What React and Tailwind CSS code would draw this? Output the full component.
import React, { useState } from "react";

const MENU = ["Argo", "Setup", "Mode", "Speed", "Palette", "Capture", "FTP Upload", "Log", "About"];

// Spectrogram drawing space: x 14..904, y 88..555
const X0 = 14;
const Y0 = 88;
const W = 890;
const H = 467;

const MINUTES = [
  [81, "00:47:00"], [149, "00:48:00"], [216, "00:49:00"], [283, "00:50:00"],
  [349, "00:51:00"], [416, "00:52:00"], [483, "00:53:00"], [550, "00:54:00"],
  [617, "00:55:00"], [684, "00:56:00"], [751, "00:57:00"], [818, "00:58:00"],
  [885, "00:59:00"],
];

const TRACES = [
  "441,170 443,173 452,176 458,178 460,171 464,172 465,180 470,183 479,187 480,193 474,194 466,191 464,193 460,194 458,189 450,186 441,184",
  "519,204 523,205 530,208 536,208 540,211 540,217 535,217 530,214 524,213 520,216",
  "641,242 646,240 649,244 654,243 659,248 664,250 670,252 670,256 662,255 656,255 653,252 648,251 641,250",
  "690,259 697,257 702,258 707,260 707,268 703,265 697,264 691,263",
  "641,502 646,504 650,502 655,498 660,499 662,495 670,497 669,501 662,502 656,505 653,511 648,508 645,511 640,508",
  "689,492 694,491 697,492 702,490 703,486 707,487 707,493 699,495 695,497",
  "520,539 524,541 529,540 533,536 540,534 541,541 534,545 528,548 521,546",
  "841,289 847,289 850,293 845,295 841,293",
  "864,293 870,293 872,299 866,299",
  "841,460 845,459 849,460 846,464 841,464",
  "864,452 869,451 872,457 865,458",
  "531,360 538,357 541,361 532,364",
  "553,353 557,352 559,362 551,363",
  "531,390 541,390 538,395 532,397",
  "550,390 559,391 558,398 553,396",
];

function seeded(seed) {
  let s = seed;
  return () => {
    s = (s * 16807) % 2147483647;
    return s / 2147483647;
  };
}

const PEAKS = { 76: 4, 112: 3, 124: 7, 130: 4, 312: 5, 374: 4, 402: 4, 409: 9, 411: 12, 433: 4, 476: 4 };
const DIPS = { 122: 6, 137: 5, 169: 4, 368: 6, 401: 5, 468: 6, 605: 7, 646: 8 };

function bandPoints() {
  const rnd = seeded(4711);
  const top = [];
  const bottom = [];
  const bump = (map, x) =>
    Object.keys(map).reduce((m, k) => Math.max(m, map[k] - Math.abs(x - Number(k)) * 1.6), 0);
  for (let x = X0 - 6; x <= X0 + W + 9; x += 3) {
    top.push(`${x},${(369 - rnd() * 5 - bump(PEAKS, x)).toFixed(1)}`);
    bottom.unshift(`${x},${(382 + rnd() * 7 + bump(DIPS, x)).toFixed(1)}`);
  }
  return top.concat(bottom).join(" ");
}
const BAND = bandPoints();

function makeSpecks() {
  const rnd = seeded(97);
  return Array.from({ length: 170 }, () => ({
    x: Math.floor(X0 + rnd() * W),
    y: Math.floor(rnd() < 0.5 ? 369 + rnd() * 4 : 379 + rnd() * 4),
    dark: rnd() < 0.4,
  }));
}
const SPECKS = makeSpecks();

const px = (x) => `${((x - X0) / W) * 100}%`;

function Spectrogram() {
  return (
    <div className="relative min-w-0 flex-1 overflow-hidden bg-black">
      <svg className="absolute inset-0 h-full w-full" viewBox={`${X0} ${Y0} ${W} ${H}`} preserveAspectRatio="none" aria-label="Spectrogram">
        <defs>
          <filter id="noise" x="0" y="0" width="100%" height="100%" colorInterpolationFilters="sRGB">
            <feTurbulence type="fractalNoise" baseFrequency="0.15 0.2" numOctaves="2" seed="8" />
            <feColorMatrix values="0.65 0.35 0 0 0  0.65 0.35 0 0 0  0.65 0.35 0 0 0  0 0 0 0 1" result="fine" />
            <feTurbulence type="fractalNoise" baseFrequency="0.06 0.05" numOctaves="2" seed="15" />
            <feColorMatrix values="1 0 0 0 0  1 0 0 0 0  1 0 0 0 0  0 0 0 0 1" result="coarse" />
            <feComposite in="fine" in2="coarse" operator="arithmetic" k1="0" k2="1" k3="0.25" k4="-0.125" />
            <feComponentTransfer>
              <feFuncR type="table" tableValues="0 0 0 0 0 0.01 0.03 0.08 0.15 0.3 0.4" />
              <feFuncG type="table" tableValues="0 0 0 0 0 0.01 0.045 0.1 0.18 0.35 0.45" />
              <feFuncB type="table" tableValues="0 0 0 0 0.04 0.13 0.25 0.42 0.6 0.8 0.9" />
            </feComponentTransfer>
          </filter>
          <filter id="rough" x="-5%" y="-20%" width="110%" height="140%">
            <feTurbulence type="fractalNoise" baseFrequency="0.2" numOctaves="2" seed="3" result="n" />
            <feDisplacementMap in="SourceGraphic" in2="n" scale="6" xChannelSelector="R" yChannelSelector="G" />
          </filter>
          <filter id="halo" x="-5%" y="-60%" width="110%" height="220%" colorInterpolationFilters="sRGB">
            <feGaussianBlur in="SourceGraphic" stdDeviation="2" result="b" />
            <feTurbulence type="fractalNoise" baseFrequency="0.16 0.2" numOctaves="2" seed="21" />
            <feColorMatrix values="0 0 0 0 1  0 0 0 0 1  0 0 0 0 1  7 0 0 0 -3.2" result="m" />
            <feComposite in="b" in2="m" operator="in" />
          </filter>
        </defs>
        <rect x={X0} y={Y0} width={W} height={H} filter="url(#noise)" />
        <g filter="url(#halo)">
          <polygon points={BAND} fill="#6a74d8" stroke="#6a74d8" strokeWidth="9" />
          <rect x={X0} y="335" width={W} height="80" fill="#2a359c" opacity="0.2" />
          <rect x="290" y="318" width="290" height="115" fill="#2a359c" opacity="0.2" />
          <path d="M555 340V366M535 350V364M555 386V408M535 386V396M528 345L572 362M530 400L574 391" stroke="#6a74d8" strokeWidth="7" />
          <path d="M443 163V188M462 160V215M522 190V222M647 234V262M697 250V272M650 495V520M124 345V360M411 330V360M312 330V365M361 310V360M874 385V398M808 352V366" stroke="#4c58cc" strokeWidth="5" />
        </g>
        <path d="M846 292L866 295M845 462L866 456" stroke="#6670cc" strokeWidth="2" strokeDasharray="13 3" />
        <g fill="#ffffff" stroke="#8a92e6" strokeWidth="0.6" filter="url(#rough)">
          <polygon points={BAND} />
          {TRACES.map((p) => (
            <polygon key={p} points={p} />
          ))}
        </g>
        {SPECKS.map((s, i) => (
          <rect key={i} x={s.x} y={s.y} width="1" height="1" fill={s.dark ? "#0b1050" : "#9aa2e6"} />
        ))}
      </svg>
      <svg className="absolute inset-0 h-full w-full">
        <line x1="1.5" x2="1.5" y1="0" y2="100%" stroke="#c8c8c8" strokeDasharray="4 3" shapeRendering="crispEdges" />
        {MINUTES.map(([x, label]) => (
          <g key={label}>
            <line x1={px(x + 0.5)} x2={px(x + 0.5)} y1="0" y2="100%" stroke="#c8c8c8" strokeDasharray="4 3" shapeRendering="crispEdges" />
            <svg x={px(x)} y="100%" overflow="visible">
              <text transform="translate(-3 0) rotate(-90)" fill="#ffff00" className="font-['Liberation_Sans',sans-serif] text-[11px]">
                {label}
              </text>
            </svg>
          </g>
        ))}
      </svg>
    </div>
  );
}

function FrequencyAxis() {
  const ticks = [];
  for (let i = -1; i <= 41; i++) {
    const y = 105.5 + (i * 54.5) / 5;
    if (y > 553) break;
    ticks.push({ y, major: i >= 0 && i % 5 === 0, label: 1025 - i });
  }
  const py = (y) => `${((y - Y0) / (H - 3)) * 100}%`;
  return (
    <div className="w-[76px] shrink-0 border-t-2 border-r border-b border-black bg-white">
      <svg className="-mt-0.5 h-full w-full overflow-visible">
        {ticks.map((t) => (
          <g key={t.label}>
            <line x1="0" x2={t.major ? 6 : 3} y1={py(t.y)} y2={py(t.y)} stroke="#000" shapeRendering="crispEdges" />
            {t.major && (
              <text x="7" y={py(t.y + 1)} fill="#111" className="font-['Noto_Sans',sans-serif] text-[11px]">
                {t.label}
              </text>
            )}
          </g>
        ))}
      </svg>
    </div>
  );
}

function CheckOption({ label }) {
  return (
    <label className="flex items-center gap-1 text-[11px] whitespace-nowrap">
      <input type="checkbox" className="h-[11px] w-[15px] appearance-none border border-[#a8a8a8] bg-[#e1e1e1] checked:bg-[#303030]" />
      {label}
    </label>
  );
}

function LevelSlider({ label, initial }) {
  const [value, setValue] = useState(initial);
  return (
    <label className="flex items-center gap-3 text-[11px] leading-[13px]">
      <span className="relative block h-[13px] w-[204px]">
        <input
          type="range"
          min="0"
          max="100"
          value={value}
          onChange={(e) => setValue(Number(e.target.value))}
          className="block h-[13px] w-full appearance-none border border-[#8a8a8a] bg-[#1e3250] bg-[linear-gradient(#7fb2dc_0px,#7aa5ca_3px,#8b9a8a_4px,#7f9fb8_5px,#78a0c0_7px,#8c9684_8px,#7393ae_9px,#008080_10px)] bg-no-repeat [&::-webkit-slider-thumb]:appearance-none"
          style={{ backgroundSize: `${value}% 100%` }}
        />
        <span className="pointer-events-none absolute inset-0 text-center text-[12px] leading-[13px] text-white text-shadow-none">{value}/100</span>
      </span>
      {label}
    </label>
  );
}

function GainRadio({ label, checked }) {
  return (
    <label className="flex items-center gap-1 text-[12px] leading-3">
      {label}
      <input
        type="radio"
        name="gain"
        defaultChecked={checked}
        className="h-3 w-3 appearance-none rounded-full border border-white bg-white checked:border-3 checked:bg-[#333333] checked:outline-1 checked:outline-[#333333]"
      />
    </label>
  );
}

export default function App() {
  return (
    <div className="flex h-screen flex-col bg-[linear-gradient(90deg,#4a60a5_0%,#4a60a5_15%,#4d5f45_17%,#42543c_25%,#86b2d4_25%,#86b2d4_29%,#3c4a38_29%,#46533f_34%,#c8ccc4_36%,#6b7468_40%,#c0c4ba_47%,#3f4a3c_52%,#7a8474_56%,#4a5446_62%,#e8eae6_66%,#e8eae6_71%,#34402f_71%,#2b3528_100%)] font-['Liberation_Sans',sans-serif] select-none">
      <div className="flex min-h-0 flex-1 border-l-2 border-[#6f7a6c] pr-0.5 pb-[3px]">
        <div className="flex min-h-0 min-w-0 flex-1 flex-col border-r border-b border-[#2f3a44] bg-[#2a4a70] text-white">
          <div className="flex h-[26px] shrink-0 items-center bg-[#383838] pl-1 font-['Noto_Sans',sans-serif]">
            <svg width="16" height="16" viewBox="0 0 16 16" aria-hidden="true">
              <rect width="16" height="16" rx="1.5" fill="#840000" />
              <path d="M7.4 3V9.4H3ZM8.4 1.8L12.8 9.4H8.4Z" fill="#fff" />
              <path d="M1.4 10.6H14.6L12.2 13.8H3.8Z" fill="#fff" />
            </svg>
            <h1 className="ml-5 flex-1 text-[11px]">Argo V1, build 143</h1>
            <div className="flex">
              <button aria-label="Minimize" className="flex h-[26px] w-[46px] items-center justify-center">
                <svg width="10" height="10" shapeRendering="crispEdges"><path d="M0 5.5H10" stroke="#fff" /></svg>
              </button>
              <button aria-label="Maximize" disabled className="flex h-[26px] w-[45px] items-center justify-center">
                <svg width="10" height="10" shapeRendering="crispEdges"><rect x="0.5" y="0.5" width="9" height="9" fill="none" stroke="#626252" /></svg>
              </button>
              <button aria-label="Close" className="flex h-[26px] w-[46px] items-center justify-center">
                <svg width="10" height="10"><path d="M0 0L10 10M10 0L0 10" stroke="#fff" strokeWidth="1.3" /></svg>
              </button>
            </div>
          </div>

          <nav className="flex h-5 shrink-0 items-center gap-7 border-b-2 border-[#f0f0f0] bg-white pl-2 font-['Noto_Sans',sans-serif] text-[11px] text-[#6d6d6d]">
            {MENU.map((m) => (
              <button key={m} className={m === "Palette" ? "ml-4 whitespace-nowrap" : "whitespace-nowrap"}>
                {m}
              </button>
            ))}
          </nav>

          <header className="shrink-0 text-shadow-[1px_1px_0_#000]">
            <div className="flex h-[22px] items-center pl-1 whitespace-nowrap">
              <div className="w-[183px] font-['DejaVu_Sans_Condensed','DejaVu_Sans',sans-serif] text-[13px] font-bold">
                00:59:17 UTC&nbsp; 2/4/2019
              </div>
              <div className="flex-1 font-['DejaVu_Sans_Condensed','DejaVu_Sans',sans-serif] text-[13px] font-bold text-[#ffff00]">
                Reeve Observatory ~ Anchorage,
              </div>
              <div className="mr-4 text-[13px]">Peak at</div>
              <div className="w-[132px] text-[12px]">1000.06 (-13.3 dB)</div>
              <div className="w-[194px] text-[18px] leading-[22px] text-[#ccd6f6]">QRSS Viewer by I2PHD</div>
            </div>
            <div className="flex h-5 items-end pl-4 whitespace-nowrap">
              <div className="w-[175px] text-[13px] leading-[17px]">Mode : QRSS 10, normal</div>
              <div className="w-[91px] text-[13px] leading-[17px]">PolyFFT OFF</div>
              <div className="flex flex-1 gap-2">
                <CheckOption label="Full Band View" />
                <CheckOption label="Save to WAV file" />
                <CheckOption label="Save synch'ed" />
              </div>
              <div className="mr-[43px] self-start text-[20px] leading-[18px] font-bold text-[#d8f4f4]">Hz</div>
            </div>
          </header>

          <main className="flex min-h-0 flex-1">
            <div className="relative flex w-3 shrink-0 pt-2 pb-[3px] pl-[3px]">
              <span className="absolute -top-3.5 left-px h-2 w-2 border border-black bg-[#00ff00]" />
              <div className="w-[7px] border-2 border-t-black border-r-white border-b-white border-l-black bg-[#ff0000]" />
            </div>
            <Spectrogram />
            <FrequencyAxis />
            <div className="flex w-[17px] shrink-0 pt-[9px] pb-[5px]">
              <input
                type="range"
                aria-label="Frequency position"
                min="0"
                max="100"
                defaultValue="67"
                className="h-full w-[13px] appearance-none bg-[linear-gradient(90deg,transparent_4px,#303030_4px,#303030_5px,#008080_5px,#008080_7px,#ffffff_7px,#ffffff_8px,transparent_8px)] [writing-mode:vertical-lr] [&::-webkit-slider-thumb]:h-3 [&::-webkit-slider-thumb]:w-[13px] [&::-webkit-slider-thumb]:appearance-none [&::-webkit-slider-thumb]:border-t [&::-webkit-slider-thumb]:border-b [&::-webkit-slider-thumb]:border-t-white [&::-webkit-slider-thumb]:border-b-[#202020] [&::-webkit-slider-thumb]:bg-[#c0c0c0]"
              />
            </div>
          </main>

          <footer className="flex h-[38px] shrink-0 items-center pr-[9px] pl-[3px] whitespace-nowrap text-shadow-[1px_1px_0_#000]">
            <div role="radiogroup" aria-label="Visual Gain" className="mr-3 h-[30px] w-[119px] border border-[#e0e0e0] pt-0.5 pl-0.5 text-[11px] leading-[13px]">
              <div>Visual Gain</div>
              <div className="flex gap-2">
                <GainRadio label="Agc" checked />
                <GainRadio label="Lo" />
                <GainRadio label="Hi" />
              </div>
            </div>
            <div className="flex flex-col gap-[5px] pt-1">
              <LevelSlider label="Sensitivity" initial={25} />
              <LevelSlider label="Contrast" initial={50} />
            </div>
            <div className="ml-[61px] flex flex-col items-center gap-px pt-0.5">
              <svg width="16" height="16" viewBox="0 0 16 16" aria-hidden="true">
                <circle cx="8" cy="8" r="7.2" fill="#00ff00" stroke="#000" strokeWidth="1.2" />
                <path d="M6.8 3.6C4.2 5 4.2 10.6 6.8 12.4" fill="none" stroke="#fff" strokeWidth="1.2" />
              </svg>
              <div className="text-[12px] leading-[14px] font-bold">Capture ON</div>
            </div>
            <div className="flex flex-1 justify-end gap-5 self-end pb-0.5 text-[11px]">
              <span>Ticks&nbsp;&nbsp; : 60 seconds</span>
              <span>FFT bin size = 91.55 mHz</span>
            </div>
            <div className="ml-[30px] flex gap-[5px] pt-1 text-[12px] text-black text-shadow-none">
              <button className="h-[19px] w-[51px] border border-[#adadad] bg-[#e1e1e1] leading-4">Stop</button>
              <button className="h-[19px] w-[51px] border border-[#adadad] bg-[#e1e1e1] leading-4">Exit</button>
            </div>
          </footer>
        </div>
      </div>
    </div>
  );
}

::::::::

Aim of the task
The lines from the top of the data above down to the line containing "const H = 467;" are to be copied exactly; no other line should appear.

In response
What React and Tailwind CSS code would draw this? Output the full component.
import React, { useState } from "react";

const MENU = ["Argo", "Setup", "Mode", "Speed", "Palette", "Capture", "FTP Upload", "Log", "About"];

// Spectrogram drawing space: x 14..904, y 88..555
const X0 = 14;
const Y0 = 88;
const W = 890;
const H = 467;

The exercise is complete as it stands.